Westboro Baptist Church's massive setback -- that no one's talking about

When Arizona's bill to allow discrimination failed, the religious right wept. But this could be far worse for it

Published March 18, 2014 11:43AM (EDT)

       (Reuters/Kevin Lamarque)
(Reuters/Kevin Lamarque)

A federal judge in Missouri dealt a huge blow to religious liberty last week when he upheld a law forbidding individuals from picketing within 100 yards of a funeral. Passed nearly a decade ago, the law is clearly targeted to prevent members of the Westboro Baptist Church from practicing their religion, a religion that they claim commands them to provide witness at funerals.

This effort to destroy the religious liberty of the Westboro Baptist Church comes on the heels of Arizona Governor Jan Brewer’s recent decision to (according to some) destroy the religious liberty of business owners by vetoing a law that would endorse their ability to discriminate against gay people. Conservatives cried oceans of tears at the prospect of enforcing economic anti-discrimination against bigot bakers, citing their abstract commitment to content-neutral religious liberty. Yet, here we are presented with exactly the same situation, and conservatives are strangely quiet.

Their quiet is particularly odd because the Missouri law targeting the WBC is a much greater infringement on religious liberty than economic anti-discrimination laws are.

In the case of economic anti-discrimination, the law neither forbids individuals from doing things required by their religious beliefs nor forces individuals to do things that are prohibited by their religious beliefs. Individuals with religious objections to operating discrimination-free businesses are free not to operate a business. Nobody forces them to do so. Insofar as religions don’t require individuals to open businesses, anti-discrimination regulations that dissuade them from doing so do not keep them from adhering to their religion either.

In the case of the funeral rules though, the law is forbidding the WBC from doing things required by their religious beliefs. From their voluminous TV interviews, it is clear that their deeply held religious beliefs command them to witness at funerals in the manner that they do. It is an article of their faith that they must spread the truth of God’s condemnation of America’s embrace of homosexuality and worship of the military at funerals, especially those of dead American soldiers whose deaths they regard as a function of God’s punishment of America. But now Missouri law forbids them from doing so.

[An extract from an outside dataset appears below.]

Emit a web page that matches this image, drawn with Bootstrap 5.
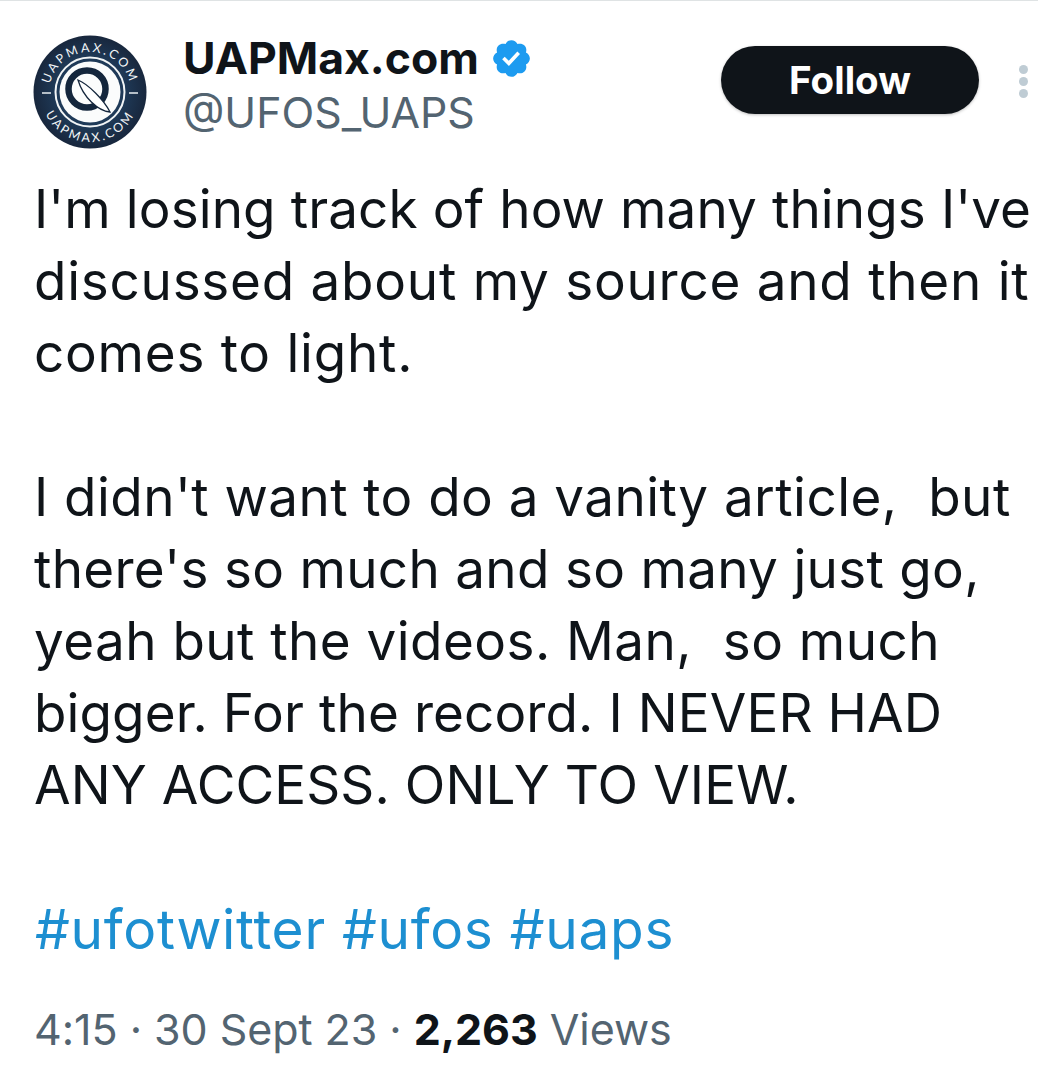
<!DOCTYPE html>
<html lang="en"><head><meta charset="utf-8">
<link href="https://cdn.jsdelivr.net/npm/bootstrap@5.3.0/dist/css/bootstrap.min.css" rel="stylesheet">
<style>
html,body{background:#fff;margin:0;overflow:hidden}
body{font-family:"Inter","Liberation Sans",sans-serif;color:#0f1419;height:1091px;border-top:1px solid #dfe3e4}
.tw-page{padding:0 0 0 34px;height:1090px}
.tw-head{height:137px;padding-top:33px}
.tw-avatar{width:114px;height:114px;margin-left:-1px;margin-right:36px;margin-top:1px;flex:none}
.tw-name{font-size:44.5px;font-weight:700;line-height:48px;color:#0f1419;white-space:nowrap}
.tw-handle{font-size:42.8px;line-height:62px;color:#536471;white-space:nowrap}
.tw-follow{background:#0f1419;color:#fff;font-weight:700;font-size:38.5px;line-height:1;width:258px;height:68px;border-radius:34px;margin-left:auto;margin-top:12px;box-shadow:0 1px 3px rgba(0,0,0,.25);flex:none}
.tw-badge{width:43px;height:43px;margin-left:11px;flex:none}
.tw-dots{width:59px;flex:none;margin-top:31px;gap:3px;padding-left:40px}
.tw-dots i{display:block;width:9px;height:9px;border-radius:50%;background:#bfccd4}
.tw-text{font-size:53px;line-height:72px;margin:0;padding-top:35px;white-space:pre-wrap;color:#0f1419;letter-spacing:.1px}
.tw-wide{letter-spacing:.75px}
.tw-mid{letter-spacing:.45px}
.tw-slim{letter-spacing:.3px}
.tw-tags{font-size:55px;line-height:72px;color:#1d8fd1;margin-top:72px;letter-spacing:.7px;padding-left:1px}
.tw-meta{font-size:43px;line-height:50px;color:#536471;margin-top:39px;letter-spacing:-.05px}
.tw-meta b{color:#0f1419;font-weight:700}
.av-txt{font-family:"Lato",sans-serif;font-size:12.5px;font-weight:400;fill:#f2f5f7;letter-spacing:2.5px}
</style></head><body>
<div class="tw-page">
<div class="tw-head d-flex">
<svg class="tw-avatar" viewBox="0 0 114 114">
<defs>
<path id="arcTop" d="M16 58 A41 41 0 0 1 98 58"/>
<path id="arcBot" d="M8 58 A49 49 0 0 0 106 58"/>
<radialGradient id="avBg" cx="50%" cy="50%" r="50%"><stop offset="60%" stop-color="#1f3a58"/><stop offset="100%" stop-color="#18273d"/></radialGradient>
</defs>
<circle cx="57" cy="57" r="56.5" fill="url(#avBg)"/>
<circle cx="57" cy="57" r="34.5" fill="none" stroke="#f2f5f6" stroke-width="2"/>
<circle cx="57" cy="57" r="30.5" fill="#fbfcfc"/>
<path d="M9 58H18M96 58H105" stroke="#e8edf0" stroke-width="1.6"/>
<text class="av-txt"><textPath href="#arcTop" startOffset="50%" text-anchor="middle">UAPMAX.COM</textPath></text>
<text class="av-txt"><textPath href="#arcBot" startOffset="50%" text-anchor="middle">UAPMAX.COM</textPath></text>
<circle cx="54" cy="54" r="18.5" fill="none" stroke="#14263c" stroke-width="6.5"/>
<path d="M45 45C55 49 71 65 77 77C65 76 50 62 45 45Z" fill="#fff" stroke="#14263c" stroke-width="1.3"/>
</svg>
<div>
<div class="tw-name d-flex align-items-center">UAPMax.com<svg class="tw-badge" viewBox="0 0 24 24"><path fill="#1d9bf0" d="M22.25 12c0-1.43-.88-2.67-2.19-3.34.46-1.39.2-2.9-.81-3.91s-2.52-1.27-3.91-.81c-.66-1.31-1.91-2.19-3.34-2.19s-2.67.88-3.33 2.19c-1.4-.46-2.91-.2-3.92.81s-1.26 2.52-.8 3.91c-1.31.67-2.2 1.91-2.2 3.34s.89 2.67 2.2 3.34c-.46 1.39-.21 2.9.8 3.91s2.52 1.26 3.91.81c.67 1.31 1.91 2.19 3.34 2.19s2.68-.88 3.34-2.19c1.39.45 2.9.2 3.91-.81s1.27-2.52.81-3.91c1.31-.67 2.19-1.91 2.19-3.34zm-11.71 4.2L6.8 12.46l1.41-1.42 2.26 2.26 4.8-5.23 1.47 1.36-6.2 6.77z"/></svg></div>
<div class="tw-handle">@UFOS_UAPS</div>
</div>
<div class="tw-follow d-flex align-items-center justify-content-center">Follow</div>
<div class="tw-dots d-flex flex-column"><i></i><i></i><i></i></div>
</div>
<p class="tw-text">I'm losing track of how many things I've
<span class="tw-wide">discussed about my source and then it</span>
<span class="tw-wide">comes to light.</span>

<span class="tw-mid">I didn't want to do a vanity article,  but</span>
<span class="tw-slim">there's so much and so many just go,</span>
<span class="tw-mid">yeah but the videos. Man,  so much</span>
bigger. For the record. I NEVER HAD
ANY ACCESS. ONLY TO VIEW.</p>
<div class="tw-tags">#ufotwitter #ufos #uaps</div>
<div class="tw-meta">4:15 · 30 Sept 23 · <b>2,263</b> Views</div>
</div>
<script src="https://cdn.jsdelivr.net/npm/bootstrap@5.3.0/dist/js/bootstrap.bundle.min.js"></script>
</body></html>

So the funeral anti-picketing law actually forbids people from doing things that are specifically required by their religious beliefs while economic anti-discrimination law does not. The anti-picketing law generates a world where the WBC must necessarily violate the commandments of their religion while the anti-discrimination law does not. If you seriously believed in the principle of content-neutral religious liberty, the WBC case would be far more troubling and elicit far more outrage. Yet somehow it doesn’t.

The reason why it doesn’t is not mysterious. As I wrote earlier about the gay-bashing Duck Dynasty kerfuffle last December, arguments that proceed by appealing to content-neutral procedural justice are almost universally disingenuous and non-serious. In actual reality, people side with those with whom they sympathize substantively, and then temporarily adopt whatever content-neutral procedural rules generate their preferred conclusion. This is as true of the justness of firing people for saying unpopular things as it is for the justness of laws that might restrict religious liberty.

Here, conservatives can eject gallons of spittle from their mouths when it comes to discriminating business-owners because they sympathize with those owners. They can imagine either themselves, people they know, or people in their political tribe wanting to run a business without having to service gay people or gay weddings. And it makes them feel bad that those people won't be able to carry on like that, that those people will either have to find another way to make an income or reluctantly comply with anti-discrimination rules. Because they find such people with those particular beliefs and commitments sympathetic (beliefs they also hold, or once held, or that are held by people they know), they mobilize any number of largely disingenuous abstract appeals to content-neutral religious liberty in support of those people.

Conservatives cannot sympathize with the Westboro Baptist Church, however. If anything, it is conservatives that seem most disturbed by WBC's form of witnessing about God, probably because it is so disrespectful to the dead soldiers that conservative cultural circles hold up as demigods. Naturally, then, the pretended respect for content-neutral religious liberty fails to mobilize for WBC. Their message and their form of delivering it does not garner the necessary sympathy among conservatives for that to happen.

The fact that content-neutral appeals to specific processes are shell arguments that mask the real motivation of those making them is important to keep in mind as we progress. Anti-gay bigots are still sympathetic enough to conservatives that they can mobilize pretend shell arguments in their favor. As with racism, however, that will fade. The religious objections to racial integration no longer carry enough sympathy for pretend arguments about procedural liberty to gain that much currency among conservatives. The same will be true of anti-gay bigotry soon enough, and the hand-waving about procedural justice (which is not even violated in the case of anti-discrimination for reasons explained above) will fall away.